Other Prospects

Larger District Opportunity

The district-scale potential at Johnson Tract, like that found at many VMS and epithermal districts, is supported by the presence at least nine (9) other prospect areas with similar alteration and mineralization styles. The prospects are distributed over an approximate 12-kilometer strike length, most of which are early-stage raw prospects with little or no prior drilling. The best-known prospects are Difficult Creek (DC), Kona, Easy Creek (EC), South Valley, and Double Glacier.

Property Map

Map showing MobileMT apparent resistivity outlining major prospects.

Map showing northern prospects: DC, Milkbone, Kona, and Easy Creek (January 2022)

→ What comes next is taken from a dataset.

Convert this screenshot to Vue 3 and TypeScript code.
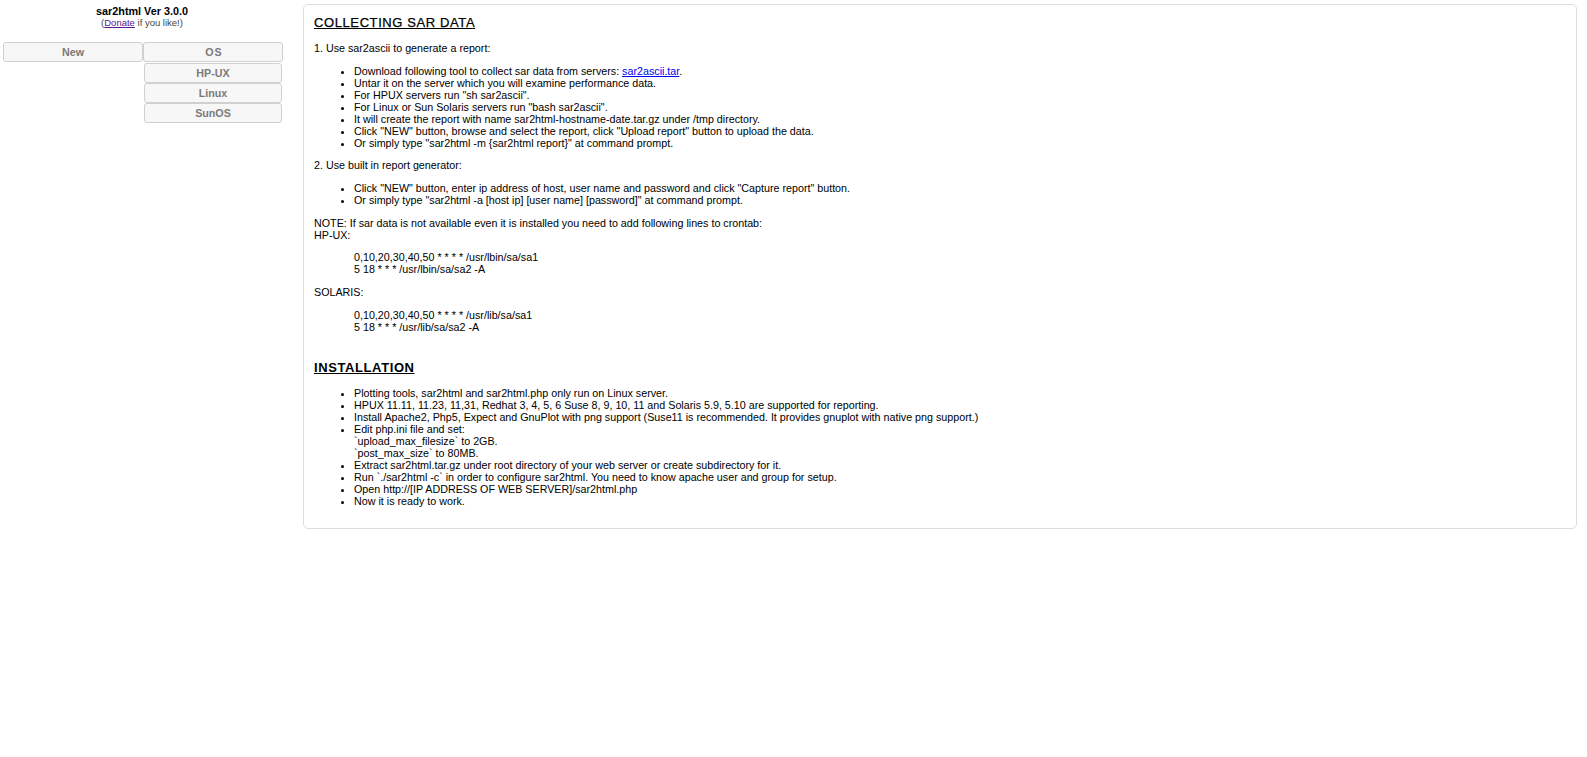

Difficult Creek (DC) Prospect

Alteration at DC consists dominantly of pervasive sericite and pyrite and locally abundant anhydrite/gypsum and clay on surface. Alteration has a structural and stratigraphic control and is strongest in a unit of shallowly north-dipping dacitic volcaniclastic rocks that underlie a package of less altered basaltic volcanic and volcaniclastic rocks. Alteration is exposed in erosional windows and along structures that cut the overlying basaltic rocks. Alteration and mineralization are exposed in a 1.5 x 3.0 km area, suggesting a very large, partly buried mineralizing hydrothermal system. The Central Fault, a major northeast-striking, altered, and mineralized fault cuts the DC prospect area and is a likely control on mineralization.

Mineralization at DC occurs as base and precious metal- and sulfide-rich quartz-carbonate veins and breccias, similar to mineralization at the JT Deposit. Local surface mapping and sampling suggests that gold-rich volcanogenic massive sulfide (VMS) style mineralization may also occur near the contact between the dacitic tuffs and overlying basaltic rocks (MDC prospect). The basaltic capping rocks locally host abundant silver- and gold-rich epithermal-style quartz veins at higher stratigraphic elevations (UDC prospect), further evidence of a large, partially blind mineralized hydrothermal system linking various prospects at DC.

DC Prospects from UDC looking North towards MDC. Easy Creek occurs over the ridge to the North.

Milkbone Prospect

The Milkbone Fault is a property-scale, west-dipping structure with local zones of alteration, mineralization, and spatially associated high-grade soil, grab, and float samples. The Milkbone Prospect occurs west of DC and may be in part related to the DC mineralizing system. The Milkbone Fault is also mineralized to the north in Easy Creek valley where high Au-grades have been sampled from within and around altered faults.

Kona Prospect

The Kona Creek Prospect consists of an area of strong phyllic to advanced argillic alteration (pyrophyllite ± dickite), approximately 0.4 km x 0.8 km, hosted in a series of dacitic tuffs laterally equivalent to those hosting the Johnson Deposit to the south. IP surveys have identified chargeability and conductivity anomalies coincident with surface alteration at the Kona Creek Prospect, in addition to anomalous pathfinder elements (Bi, Se, Te) in surface soils. Alteration and both geophysical and geochemical anomalies are focused along the north-northeast striking fault and are truncated to the west by the major west dipping Kona Creek Fault.

Easy Creek (EC) Prospect

The Easy Creek prospect, at the northern extend of the Johnson Tract, consists of a 2 km zone of alteration that has seen only limited historic exploration. On the western side of the Easy Creek valley, mapped alteration coincides with elevated Au and Cu in soils and strong chargeability and resistivity anomalies. On the southeastern side, mapped alteration is coincident with a >100 ppb Au-in-soil anomaly surrounding a strong magnetic high around a biotite quartz diorite intrusion. Magnetite veins and miarolitic cavities with Cu mineralization have been mapped in and around the intrusion.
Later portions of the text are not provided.